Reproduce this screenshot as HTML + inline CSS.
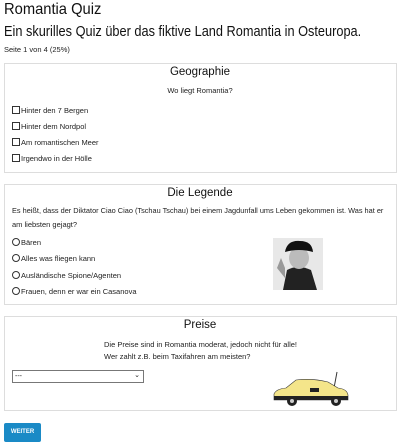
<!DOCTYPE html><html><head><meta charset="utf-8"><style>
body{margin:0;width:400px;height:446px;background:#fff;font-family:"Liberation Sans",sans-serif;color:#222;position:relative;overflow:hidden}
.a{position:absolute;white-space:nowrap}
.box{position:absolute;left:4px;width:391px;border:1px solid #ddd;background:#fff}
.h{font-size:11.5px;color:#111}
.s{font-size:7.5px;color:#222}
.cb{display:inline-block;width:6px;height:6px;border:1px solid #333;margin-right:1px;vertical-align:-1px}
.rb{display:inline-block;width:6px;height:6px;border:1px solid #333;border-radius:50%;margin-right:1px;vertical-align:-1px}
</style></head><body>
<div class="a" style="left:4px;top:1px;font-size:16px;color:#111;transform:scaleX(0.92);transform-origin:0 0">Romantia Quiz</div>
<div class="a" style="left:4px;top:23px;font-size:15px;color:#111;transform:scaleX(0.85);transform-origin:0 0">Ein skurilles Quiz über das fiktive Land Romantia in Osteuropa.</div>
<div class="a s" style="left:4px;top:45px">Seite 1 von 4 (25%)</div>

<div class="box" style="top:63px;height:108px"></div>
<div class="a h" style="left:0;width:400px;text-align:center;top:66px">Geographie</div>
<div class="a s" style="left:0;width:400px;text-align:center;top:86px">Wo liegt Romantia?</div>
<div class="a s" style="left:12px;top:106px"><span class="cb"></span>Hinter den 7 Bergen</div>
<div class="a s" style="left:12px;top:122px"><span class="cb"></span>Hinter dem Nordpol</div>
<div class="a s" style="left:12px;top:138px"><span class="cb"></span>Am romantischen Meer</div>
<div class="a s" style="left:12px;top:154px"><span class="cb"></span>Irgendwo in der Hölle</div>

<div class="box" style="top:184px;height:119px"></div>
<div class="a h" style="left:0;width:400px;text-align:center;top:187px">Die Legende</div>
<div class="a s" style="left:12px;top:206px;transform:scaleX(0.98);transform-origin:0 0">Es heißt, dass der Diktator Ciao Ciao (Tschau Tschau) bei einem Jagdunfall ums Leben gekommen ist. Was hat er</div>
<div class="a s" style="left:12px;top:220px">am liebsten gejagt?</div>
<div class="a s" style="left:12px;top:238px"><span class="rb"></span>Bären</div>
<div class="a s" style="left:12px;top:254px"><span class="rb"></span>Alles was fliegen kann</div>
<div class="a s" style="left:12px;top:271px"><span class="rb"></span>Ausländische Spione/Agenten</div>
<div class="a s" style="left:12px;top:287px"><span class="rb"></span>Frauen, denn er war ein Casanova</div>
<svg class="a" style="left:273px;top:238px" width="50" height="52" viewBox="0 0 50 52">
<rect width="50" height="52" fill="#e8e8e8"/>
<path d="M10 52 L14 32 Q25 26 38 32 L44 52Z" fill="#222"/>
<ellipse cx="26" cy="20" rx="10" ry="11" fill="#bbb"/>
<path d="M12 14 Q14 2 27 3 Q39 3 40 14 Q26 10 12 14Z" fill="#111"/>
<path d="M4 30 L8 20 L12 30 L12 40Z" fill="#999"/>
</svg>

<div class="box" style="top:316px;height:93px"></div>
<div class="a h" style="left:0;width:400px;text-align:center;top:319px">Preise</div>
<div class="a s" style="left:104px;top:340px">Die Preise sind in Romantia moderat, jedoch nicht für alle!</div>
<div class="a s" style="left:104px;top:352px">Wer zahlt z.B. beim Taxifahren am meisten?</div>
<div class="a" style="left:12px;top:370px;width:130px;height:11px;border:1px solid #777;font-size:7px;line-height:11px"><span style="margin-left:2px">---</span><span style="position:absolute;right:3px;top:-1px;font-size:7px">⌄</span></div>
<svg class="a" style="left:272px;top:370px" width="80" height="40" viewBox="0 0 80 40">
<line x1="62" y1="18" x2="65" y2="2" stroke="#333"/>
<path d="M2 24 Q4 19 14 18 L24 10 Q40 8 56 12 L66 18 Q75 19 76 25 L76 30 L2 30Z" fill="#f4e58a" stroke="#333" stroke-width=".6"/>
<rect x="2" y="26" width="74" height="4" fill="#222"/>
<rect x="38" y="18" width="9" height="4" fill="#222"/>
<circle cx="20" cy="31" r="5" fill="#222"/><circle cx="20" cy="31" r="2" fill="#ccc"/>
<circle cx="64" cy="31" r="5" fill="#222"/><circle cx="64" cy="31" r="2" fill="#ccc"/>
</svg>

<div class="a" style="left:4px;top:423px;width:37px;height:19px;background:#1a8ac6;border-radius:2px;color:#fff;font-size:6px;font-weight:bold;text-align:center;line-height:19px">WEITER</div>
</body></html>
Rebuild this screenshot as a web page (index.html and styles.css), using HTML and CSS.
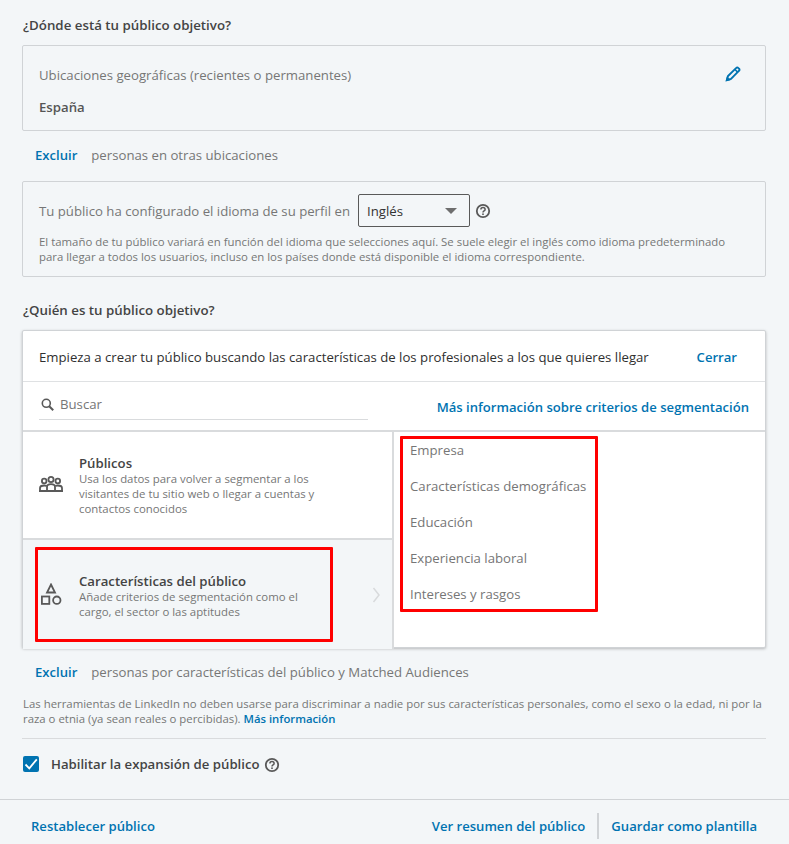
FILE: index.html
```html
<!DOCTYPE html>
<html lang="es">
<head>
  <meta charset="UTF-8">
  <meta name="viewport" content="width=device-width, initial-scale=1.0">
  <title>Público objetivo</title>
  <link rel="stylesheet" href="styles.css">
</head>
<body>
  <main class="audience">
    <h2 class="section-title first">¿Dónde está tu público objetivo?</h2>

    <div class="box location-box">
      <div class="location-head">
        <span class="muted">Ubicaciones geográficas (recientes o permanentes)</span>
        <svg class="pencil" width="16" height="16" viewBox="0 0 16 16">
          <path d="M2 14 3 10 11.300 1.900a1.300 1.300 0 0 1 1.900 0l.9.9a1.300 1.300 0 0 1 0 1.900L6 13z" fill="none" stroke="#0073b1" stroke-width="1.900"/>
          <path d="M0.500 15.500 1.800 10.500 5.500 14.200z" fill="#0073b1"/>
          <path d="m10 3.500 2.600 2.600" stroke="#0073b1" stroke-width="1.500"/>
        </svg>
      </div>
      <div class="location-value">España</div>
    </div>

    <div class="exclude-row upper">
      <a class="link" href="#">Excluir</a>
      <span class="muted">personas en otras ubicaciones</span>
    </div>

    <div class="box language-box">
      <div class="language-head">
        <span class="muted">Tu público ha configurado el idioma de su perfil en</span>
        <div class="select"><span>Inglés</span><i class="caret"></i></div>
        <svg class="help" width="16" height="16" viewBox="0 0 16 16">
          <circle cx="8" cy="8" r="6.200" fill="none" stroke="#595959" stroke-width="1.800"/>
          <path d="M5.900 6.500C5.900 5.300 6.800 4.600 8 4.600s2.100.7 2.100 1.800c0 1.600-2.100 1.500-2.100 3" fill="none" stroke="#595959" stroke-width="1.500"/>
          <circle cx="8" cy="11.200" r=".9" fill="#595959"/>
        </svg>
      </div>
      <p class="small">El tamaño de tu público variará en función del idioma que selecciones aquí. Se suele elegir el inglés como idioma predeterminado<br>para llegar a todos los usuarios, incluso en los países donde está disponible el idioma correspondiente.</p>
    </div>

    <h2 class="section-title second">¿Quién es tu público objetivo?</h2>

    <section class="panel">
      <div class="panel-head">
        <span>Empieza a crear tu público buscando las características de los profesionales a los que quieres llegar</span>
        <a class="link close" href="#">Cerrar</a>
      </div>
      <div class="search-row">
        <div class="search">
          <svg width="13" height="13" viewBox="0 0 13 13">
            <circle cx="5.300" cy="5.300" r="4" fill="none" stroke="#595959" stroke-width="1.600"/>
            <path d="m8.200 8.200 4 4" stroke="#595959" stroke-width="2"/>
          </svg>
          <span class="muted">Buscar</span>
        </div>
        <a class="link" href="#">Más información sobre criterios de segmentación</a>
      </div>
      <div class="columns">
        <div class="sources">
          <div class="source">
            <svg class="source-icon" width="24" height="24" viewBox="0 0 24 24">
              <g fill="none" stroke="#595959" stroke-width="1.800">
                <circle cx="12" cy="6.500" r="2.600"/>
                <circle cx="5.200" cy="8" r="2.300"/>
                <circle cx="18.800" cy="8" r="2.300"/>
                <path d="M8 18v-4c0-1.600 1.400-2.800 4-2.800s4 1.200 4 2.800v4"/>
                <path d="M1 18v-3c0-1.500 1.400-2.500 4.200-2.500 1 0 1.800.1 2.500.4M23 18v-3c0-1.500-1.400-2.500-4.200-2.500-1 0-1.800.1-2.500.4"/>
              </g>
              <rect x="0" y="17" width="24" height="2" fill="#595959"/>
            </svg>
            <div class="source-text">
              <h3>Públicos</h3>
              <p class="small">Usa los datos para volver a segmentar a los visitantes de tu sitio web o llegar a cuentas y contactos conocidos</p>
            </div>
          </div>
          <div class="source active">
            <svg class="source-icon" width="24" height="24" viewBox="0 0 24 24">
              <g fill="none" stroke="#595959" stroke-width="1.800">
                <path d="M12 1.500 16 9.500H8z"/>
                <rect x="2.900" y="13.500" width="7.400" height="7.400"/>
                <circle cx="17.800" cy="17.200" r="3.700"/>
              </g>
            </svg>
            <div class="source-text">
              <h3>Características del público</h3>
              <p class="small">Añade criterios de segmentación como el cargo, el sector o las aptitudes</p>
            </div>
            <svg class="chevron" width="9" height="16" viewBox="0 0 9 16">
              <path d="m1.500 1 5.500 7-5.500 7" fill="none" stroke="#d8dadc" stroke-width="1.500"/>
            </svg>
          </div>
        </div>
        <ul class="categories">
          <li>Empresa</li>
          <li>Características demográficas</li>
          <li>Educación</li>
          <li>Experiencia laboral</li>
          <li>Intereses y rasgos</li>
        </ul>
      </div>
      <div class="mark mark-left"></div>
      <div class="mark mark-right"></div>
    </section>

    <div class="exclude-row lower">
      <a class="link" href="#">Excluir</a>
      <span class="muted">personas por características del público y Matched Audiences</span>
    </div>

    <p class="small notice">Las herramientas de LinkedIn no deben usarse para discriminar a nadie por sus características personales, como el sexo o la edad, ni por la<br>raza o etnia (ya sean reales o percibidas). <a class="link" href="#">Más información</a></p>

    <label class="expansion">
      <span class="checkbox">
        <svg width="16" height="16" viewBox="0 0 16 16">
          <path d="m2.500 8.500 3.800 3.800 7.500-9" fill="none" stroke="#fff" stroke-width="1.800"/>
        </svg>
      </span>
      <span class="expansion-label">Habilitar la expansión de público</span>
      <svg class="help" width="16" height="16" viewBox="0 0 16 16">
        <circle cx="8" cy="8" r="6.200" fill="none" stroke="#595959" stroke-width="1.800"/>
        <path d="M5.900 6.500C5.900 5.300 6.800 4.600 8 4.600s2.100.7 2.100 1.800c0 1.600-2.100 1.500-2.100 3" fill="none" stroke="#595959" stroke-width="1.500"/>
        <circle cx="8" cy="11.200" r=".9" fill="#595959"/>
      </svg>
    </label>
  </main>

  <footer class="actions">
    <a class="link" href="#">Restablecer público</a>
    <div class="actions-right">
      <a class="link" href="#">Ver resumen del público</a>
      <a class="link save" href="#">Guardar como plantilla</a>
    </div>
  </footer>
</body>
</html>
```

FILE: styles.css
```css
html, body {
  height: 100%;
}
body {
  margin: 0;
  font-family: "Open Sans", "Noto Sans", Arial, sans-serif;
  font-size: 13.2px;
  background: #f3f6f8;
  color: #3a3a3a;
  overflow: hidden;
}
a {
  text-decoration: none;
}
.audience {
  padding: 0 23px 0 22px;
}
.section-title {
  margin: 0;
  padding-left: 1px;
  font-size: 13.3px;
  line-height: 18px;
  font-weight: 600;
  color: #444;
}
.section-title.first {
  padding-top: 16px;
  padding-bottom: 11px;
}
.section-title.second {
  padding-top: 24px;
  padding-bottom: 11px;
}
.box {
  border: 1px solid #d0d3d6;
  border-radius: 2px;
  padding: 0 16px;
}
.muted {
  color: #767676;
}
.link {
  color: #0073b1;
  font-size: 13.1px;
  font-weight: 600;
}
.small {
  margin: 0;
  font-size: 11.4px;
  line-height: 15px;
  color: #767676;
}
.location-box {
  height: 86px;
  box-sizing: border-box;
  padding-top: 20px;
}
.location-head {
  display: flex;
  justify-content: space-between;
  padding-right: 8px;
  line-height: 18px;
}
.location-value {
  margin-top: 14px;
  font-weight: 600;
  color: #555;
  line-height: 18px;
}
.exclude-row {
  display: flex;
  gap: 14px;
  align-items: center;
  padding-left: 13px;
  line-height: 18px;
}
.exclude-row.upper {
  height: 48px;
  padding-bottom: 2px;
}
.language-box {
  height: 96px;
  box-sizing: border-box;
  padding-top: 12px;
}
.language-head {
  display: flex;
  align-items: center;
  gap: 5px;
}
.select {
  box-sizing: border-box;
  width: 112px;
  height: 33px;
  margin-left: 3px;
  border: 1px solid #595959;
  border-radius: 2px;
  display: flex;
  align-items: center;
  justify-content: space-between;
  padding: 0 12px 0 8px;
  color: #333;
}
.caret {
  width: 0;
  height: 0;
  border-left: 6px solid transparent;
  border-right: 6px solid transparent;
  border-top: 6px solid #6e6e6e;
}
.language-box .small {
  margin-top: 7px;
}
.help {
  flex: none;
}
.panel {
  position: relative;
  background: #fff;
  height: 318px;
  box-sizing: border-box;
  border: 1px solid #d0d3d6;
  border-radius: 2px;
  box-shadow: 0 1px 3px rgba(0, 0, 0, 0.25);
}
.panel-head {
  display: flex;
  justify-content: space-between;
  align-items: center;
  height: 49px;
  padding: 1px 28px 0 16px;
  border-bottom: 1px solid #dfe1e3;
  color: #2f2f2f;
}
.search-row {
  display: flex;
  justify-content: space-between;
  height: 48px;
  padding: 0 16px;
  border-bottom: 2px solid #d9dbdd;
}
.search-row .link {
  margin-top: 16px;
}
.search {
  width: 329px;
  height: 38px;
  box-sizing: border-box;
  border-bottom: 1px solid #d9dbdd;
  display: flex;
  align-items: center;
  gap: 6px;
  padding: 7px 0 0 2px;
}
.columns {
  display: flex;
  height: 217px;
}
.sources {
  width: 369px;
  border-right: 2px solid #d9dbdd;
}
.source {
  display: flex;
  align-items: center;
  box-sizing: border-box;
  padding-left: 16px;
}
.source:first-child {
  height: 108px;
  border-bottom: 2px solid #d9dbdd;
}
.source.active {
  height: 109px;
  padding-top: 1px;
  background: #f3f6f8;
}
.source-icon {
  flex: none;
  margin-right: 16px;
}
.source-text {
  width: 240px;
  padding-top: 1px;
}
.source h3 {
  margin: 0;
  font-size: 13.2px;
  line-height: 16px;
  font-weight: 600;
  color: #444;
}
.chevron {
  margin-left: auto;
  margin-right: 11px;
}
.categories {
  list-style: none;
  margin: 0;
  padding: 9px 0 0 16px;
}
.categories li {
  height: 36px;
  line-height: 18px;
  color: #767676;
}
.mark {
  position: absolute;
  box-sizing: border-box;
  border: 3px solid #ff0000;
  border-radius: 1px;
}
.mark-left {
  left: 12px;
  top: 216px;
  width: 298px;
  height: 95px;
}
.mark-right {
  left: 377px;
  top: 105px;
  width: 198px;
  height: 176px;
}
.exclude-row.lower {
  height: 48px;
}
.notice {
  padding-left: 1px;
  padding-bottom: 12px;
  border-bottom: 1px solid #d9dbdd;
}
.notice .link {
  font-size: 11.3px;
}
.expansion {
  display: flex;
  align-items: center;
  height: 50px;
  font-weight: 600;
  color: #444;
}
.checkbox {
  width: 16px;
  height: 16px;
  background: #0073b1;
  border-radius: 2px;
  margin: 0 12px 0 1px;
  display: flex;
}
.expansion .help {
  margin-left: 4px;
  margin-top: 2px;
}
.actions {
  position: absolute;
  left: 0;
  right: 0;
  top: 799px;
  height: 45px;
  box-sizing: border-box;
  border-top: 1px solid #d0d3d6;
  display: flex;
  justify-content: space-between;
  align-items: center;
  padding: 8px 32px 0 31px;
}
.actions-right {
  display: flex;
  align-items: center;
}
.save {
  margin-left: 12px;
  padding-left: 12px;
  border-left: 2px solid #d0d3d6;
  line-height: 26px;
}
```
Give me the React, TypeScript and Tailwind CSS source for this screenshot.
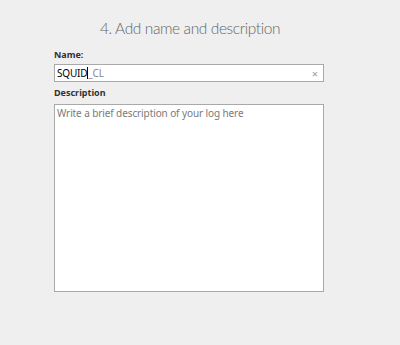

□ □ □ □ □ □ □

- Aim of the exercise: Find the lines above that include the string "index" and copy them.

- Output for this exercise:
Rebuild this screenshot as a web page (index.html and styles.css), using HTML and CSS.
FILE: index.html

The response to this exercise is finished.